FBI chief says he had to tell Congress of Clinton email news
WASHINGTON -- Under fire from Democrats, FBI Director James Comey said Wednesday it would have been “catastrophic” to keep Congress in the dark about developments in the Hillary Clinton email investigation that emerged close to Election Day.
Comey, in the most impassioned and public defense of how he handled the case, also said it made him feel “mildly nauseous” to think his actions in October might have influenced the race won by Republican Donald Trump over Democrat Clinton.
But he told the Senate Judiciary Committee that the FBI cannot take into account how its actions might benefit or harm politicians.
“I can't consider for a second whose political futures will be affected and in what way,” Comey said. “We have to ask ourselves what is the right thing to do and then do it.”
The persistent questions from senators, and Comey's testimony, made clear that the FBI director's decisions of last summer and fall continue to roil national politics.
On Tuesday, Clinton said Comey's disclosure to Congress was partly to blame for her loss, but Trump tweeted that Comey “was the best thing that ever happened to Hillary Clinton in that he gave her a free pass for many bad deeds!”
Speaking at times with a raised voice, Comey said he faced two difficult decisions when agents told him they had found emails potentially connected to the Clinton case on a laptop belonging to former Rep. Anthony Weiner, D-N.Y., who was married to close Clinton aide Huma Abedin.
The FBI obtained a warrant to search the laptop and sifted through thousands of emails, Comey said, including ones that had been forwarded to Weiner's laptop and that contained classified information. But there was nothing found that changed the FBI's decision not to recommend charges.
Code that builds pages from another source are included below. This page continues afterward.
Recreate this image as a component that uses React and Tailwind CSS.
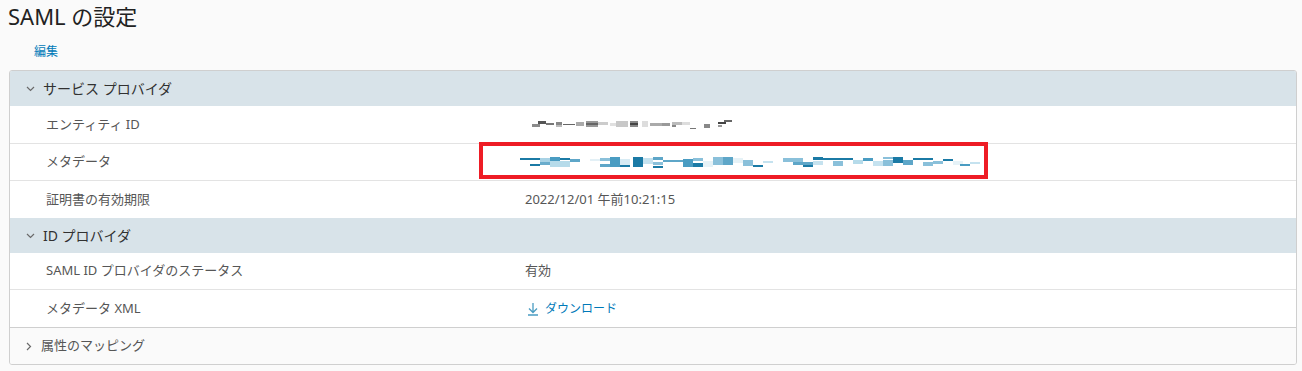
import React from "react";

const FONT = { fontFamily: '"Noto Sans", "Noto Sans CJK JP", sans-serif' };

function ChevronDown() {
  return (
    <svg width="9" height="6" viewBox="0 0 9 6" className="shrink-0">
      <path d="M1 1 L4.5 4.5 L8 1" fill="none" stroke="#6a6a6a" strokeWidth="1.2" />
    </svg>
  );
}
function ChevronRight() {
  return (
    <svg width="6" height="9" viewBox="0 0 6 9" className="shrink-0">
      <path d="M1 1 L4.5 4.5 L1 8" fill="none" stroke="#6a6a6a" strokeWidth="1.2" />
    </svg>
  );
}

function Pixelated({ blocks, width, height }) {
  return (
    <svg width={width} height={height} viewBox={`0 0 ${width} ${height}`}>
      {blocks.map((b, i) => (
        <rect key={i} x={b[0]} y={b[1]} width={b[2]} height={b[3]} fill={b[4]} />
      ))}
    </svg>
  );
}

const grayBlocks = [
  [0, 5, 8, 3, "#8a8a8a"], [6, 2, 8, 3, "#555"], [14, 4, 8, 2, "#777"], [24, 3, 6, 3, "#888"],
  [24, 6, 6, 2, "#bbb"], [31, 5, 12, 1, "#666"], [44, 3, 8, 4, "#aaa"], [54, 2, 12, 6, "#999"],
  [54, 4, 12, 2, "#666"], [66, 3, 10, 3, "#ccc"], [78, 4, 6, 3, "#e0e0e0"], [84, 2, 12, 6, "#c8c8c8"],
  [98, 2, 8, 6, "#888"], [98, 4, 8, 2, "#444"], [110, 2, 6, 6, "#ddd"], [118, 4, 12, 3, "#aaa"],
  [130, 4, 8, 3, "#999"], [140, 3, 10, 3, "#bbb"], [140, 6, 4, 2, "#888"], [150, 3, 8, 3, "#ddd"],
  [158, 9, 6, 1, "#777"], [172, 5, 6, 4, "#888"], [186, 3, 8, 2, "#444"], [186, 6, 4, 2, "#999"],
  [192, 1, 8, 2, "#666"],
];

const blueBlocks = [
  [0, 3, 20, 2, "#1b7aa5"], [20, 3, 10, 4, "#a8d2e5"], [20, 7, 12, 3, "#6aaccc"], [10, 9, 10, 2, "#1b7aa5"],
  [30, 2, 10, 5, "#4a9cc2"], [40, 3, 10, 2, "#1b7aa5"], [30, 6, 20, 6, "#b6dbea"], [50, 4, 10, 3, "#5ea6c8"],
  [70, 4, 10, 2, "#e3f0f6"], [80, 3, 10, 3, "#8ac0da"], [80, 9, 20, 3, "#5ea6c8"], [90, 2, 10, 10, "#4a9cc2"],
  [100, 4, 10, 6, "#d7ebf4"], [100, 10, 10, 2, "#1b7aa5"], [113, 2, 10, 10, "#1b7aa5"], [123, 3, 10, 6, "#c5e2ef"],
  [133, 2, 10, 3, "#5ea6c8"], [133, 7, 10, 3, "#8ac0da"], [133, 11, 10, 2, "#1b7aa5"], [143, 5, 20, 2, "#5ea6c8"],
  [163, 4, 10, 8, "#4a9cc2"], [173, 3, 10, 3, "#8ac0da"], [173, 8, 10, 4, "#1b7aa5"], [183, 6, 10, 6, "#e6f2f7"],
  [193, 2, 10, 8, "#8ac0da"], [203, 2, 10, 8, "#5ea6c8"], [213, 3, 10, 5, "#e6f2f7"], [223, 5, 10, 6, "#8ac0da"],
  [233, 10, 10, 2, "#1b7aa5"], [243, 6, 10, 2, "#c5e2ef"], [263, 3, 20, 4, "#8ac0da"], [273, 7, 20, 3, "#5ea6c8"],
  [283, 10, 10, 2, "#1b7aa5"], [293, 2, 10, 3, "#1b7aa5"], [293, 6, 10, 4, "#c5e2ef"], [303, 3, 20, 2, "#1b7aa5"],
  [313, 6, 10, 5, "#8ac0da"], [323, 3, 10, 2, "#1b7aa5"], [333, 5, 10, 4, "#b6dbea"], [343, 3, 10, 3, "#4a9cc2"],
  [353, 6, 10, 5, "#c5e2ef"], [363, 2, 10, 2, "#8ac0da"], [363, 5, 10, 6, "#8ac0da"], [373, 2, 10, 6, "#1b7aa5"],
  [383, 5, 10, 5, "#5ea6c8"], [393, 3, 20, 2, "#1b7aa5"], [403, 7, 10, 4, "#8ac0da"], [413, 6, 10, 3, "#8ac0da"],
  [423, 4, 10, 2, "#1b7aa5"], [433, 6, 10, 4, "#e6f2f7"], [440, 9, 10, 2, "#4a9cc2"], [450, 7, 10, 2, "#c5e2ef"],
];

function SectionHeader({ children }) {
  return (
    <div className="flex h-[35px] items-center gap-[8px] bg-[#d8e3e9] pl-[16px] text-[14px] text-[#313131]">
      <ChevronDown />
      <span>{children}</span>
    </div>
  );
}

function Row({ label, children, last, tall }) {
  return (
    <div
      className={`flex ${tall ? "h-[38px]" : "h-[37px]"} items-center bg-white text-[13px] text-[#565656] ${
        last ? "" : "border-b border-[#e3e3e3]"
      }`}
    >
      <div className="w-[515px] pl-[36px]">{label}</div>
      <div className="flex items-center">{children}</div>
    </div>
  );
}

export default function App() {
  return (
    <div className="relative min-h-[371px] w-[1302px] bg-[#fafafa]" style={FONT}>
      <div className="pl-[8px] pt-[2px] text-[22px] leading-[28px] text-[#222]">SAML の設定</div>
      <div className="pl-[34px] pt-[14px] text-[12px] leading-[16px] text-[#0079b8]">編集</div>
      <div className="ml-[9px] mt-[10px] w-[1288px] overflow-hidden rounded-[3px] border border-[#cfcfcf]">
        <SectionHeader>サービス プロバイダ</SectionHeader>
        <Row label="エンティティ ID" tall>
          <div className="pl-[7px]">
            <Pixelated blocks={grayBlocks} width={240} height={12} />
          </div>
        </Row>
        <Row label="メタデータ">
          <div className="ml-[-5px]">
            <Pixelated blocks={blueBlocks} width={460} height={14} />
          </div>
        </Row>
        <Row label="証明書の有効期限" last>
          2022/12/01 午前10:21:15
        </Row>
        <SectionHeader>ID プロバイダ</SectionHeader>
        <Row label="SAML ID プロバイダのステータス">有効</Row>
        <Row label="メタデータ XML" last>
          <span className="flex items-center gap-[6px] pl-[2px] text-[12px] text-[#0079b8]">
            <svg width="12" height="14" viewBox="0 0 12 14">
              <path d="M6 1 V10 M2 6.5 L6 10.5 L10 6.5 M1 13 H11" fill="none" stroke="#4a9cc2" strokeWidth="1.3" />
            </svg>
            ダウンロード
          </span>
        </Row>
        <div className="flex h-[37px] items-center gap-[9px] border-t border-[#cfcfcf] bg-[#fafafa] pl-[16px] text-[13px] text-[#565656]">
          <ChevronRight />
          <span>属性のマッピング</span>
        </div>
      </div>
      <div className="pointer-events-none absolute left-[479px] top-[142px] h-[37px] w-[509px] border-[4px] border-[#ee1c25]" />
    </div>
  );
}
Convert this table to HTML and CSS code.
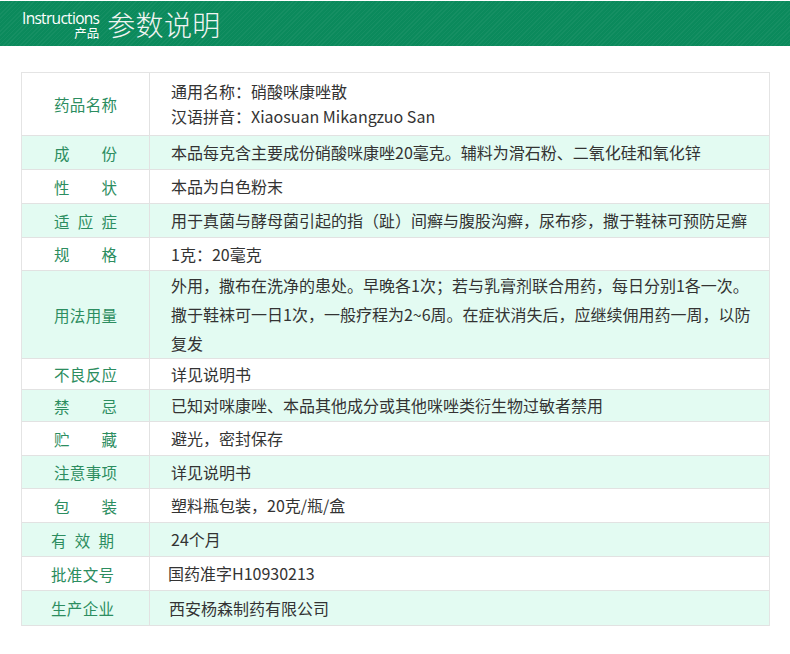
FILE: index.html
```html
<!DOCTYPE html>
<html lang="zh-CN">
<head>
<meta charset="utf-8">
<title>产品参数说明</title>
<link rel="stylesheet" href="styles.css">
</head>
<body>
<header class="banner">
  <div class="banner-small">
    <span class="en">Instructions</span>
    <span class="cn">产品</span>
  </div>
  <div class="banner-title">参数说明</div>
</header>

<div class="table">
  <div class="row r-name">
    <div class="label"><span>药品名称</span></div>
    <div class="value">通用名称：硝酸咪康唑散<br>汉语拼音：Xiaosuan Mikangzuo San</div>
  </div>
  <div class="row alt">
    <div class="label"><span>成份</span></div>
    <div class="value">本品每克含主要成份硝酸咪康唑20毫克。辅料为滑石粉、二氧化硅和氧化锌</div>
  </div>
  <div class="row">
    <div class="label"><span>性状</span></div>
    <div class="value">本品为白色粉末</div>
  </div>
  <div class="row alt">
    <div class="label"><span>适应症</span></div>
    <div class="value">用于真菌与酵母菌引起的指（趾）间癣与腹股沟癣，尿布疹，撒于鞋袜可预防足癣</div>
  </div>
  <div class="row short">
    <div class="label"><span>规格</span></div>
    <div class="value">1克：20毫克</div>
  </div>
  <div class="row alt multi">
    <div class="label"><span>用法用量</span></div>
    <div class="value">外用，撒布在洗净的患处。早晚各1次；若与乳膏剂联合用药，每日分别1各一次。<br>撒于鞋袜可一日1次，一般疗程为2~6周。在症状消失后，应继续佣用药一周，以防复发</div>
  </div>
  <div class="row tight">
    <div class="label"><span>不良反应</span></div>
    <div class="value">详见说明书</div>
  </div>
  <div class="row alt tight2">
    <div class="label"><span>禁忌</span></div>
    <div class="value">已知对咪康唑、本品其他成分或其他咪唑类衍生物过敏者禁用</div>
  </div>
  <div class="row">
    <div class="label"><span>贮藏</span></div>
    <div class="value">避光，密封保存</div>
  </div>
  <div class="row alt short">
    <div class="label"><span>注意事项</span></div>
    <div class="value">详见说明书</div>
  </div>
  <div class="row">
    <div class="label"><span>包装</span></div>
    <div class="value">塑料瓶包装，20克/瓶/盒</div>
  </div>
  <div class="row alt">
    <div class="label shift"><span>有效期</span></div>
    <div class="value">24个月</div>
  </div>
  <div class="row">
    <div class="label shift"><span>批准文号</span></div>
    <div class="value inset">国药准字H10930213</div>
  </div>
  <div class="row alt last">
    <div class="label shift"><span>生产企业</span></div>
    <div class="value inset2">西安杨森制药有限公司</div>
  </div>
</div>
</body>
</html>
```

FILE: styles.css
```css
html, body {
  margin: 0;
  padding: 0;
  background: #ffffff;
}

body {
  width: 790px;
  font-family: "Noto Sans CJK SC", "Noto Sans", sans-serif;
  text-spacing-trim: space-all;
}

.banner {
  margin-top: 1px;
  height: 45px;
  display: flex;
  align-items: center;
  padding-left: 22px;
  background-color: #0b8a5c;
  background-image: repeating-linear-gradient(135deg, rgba(255,255,255,0.045) 0 1px, rgba(0,0,0,0) 1px 3px);
  box-sizing: border-box;
}

.banner-small {
  display: flex;
  flex-direction: column;
  align-items: flex-end;
  color: #ffffff;
  margin-top: 2px;
}

.banner-small .en {
  font-family: "Open Sans", "Noto Sans", sans-serif;
  font-size: 15.5px;
  letter-spacing: -0.7px;
  line-height: 15px;
}

.banner-small .cn {
  font-size: 12.5px;
  line-height: 13px;
}

.banner-title {
  margin-left: 8px;
  font-size: 28px;
  line-height: 32px;
  color: #f0f4f2;
  font-weight: 300;
  letter-spacing: 0.3px;
}

.table {
  margin: 26px 0 0 21px;
  width: 749px;
  border: 1px solid #e4e4e4;
  border-bottom: none;
  box-sizing: border-box;
}

.row {
  display: grid;
  grid-template-columns: 128px 1fr;
  border-bottom: 1px solid #e2e2e2;
  background: #ffffff;
  min-height: 33px;
}

.row.alt {
  background: #e3fbf2;
}

.label {
  display: flex;
  align-items: center;
  justify-content: center;
  border-right: 1px solid #e2e2e2;
  color: #2c8d60;
  font-size: 15.5px;
}

.label span {
  display: block;
  width: 63px;
  text-align: justify;
  text-align-last: justify;
  line-height: 20px;
}

.label.shift span {
  margin-left: -6px;
}

.value {
  display: flex;
  align-items: center;
  padding: 0 16px 0 21px;
  color: #333333;
  font-size: 16px;
  line-height: 29px;
}

.r-name .value {
  display: block;
  line-height: 25px;
  padding-top: 6px;
  padding-bottom: 6px;
}

.row.short {
  min-height: 32px;
}

.row.multi .value {
  display: block;
  line-height: 29px;
  padding-top: 0;
  padding-bottom: 0;
  padding-right: 18px;
}

.row.tight {
  min-height: 30px;
}

.row.tight2 {
  min-height: 31px;
}

.row.last {
  min-height: 34px;
}

.value.inset {
  padding-left: 18px;
}

.value.inset2 {
  padding-left: 19px;
}
```
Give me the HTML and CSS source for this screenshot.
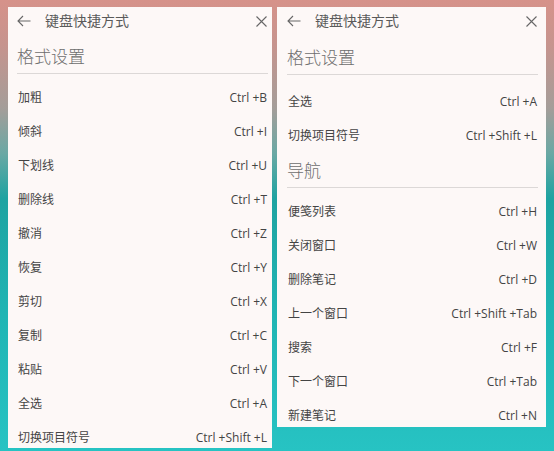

Comey said he knew it was unorthodox to alert Congress to that discovery 11 days before Americans picked a new president. But he said he decided it would have been “catastrophic” to keep silent, especially when he had testified under oath that the investigation had been concluded.
“I sat there that morning and could not see a door labeled, ‘No action here,'” Comey said.
Later in the hearing, under questioning from Democratic Sen. Patrick Leahy of Vermont, Comey maintained that he did not treat disclosures about investigations into Clinton's emails differently than potential connections between the Trump campaign and Russia.
The FBI began a counterintelligence investigation last July into whether Russia had coordinated with Trump campaign associates to influence the American election, but he did not disclose that until a hearing in March, after Trump had been elected and taken office.
That prompted Democrats to complain of a double-standard in the way the investigations were treated.
But Comey said that other than confirming the Clinton investigation existed, he did not discuss it until after it concluded last year. And he said the FBI does not expect to have anything to say about the Russia investigation until that one was over.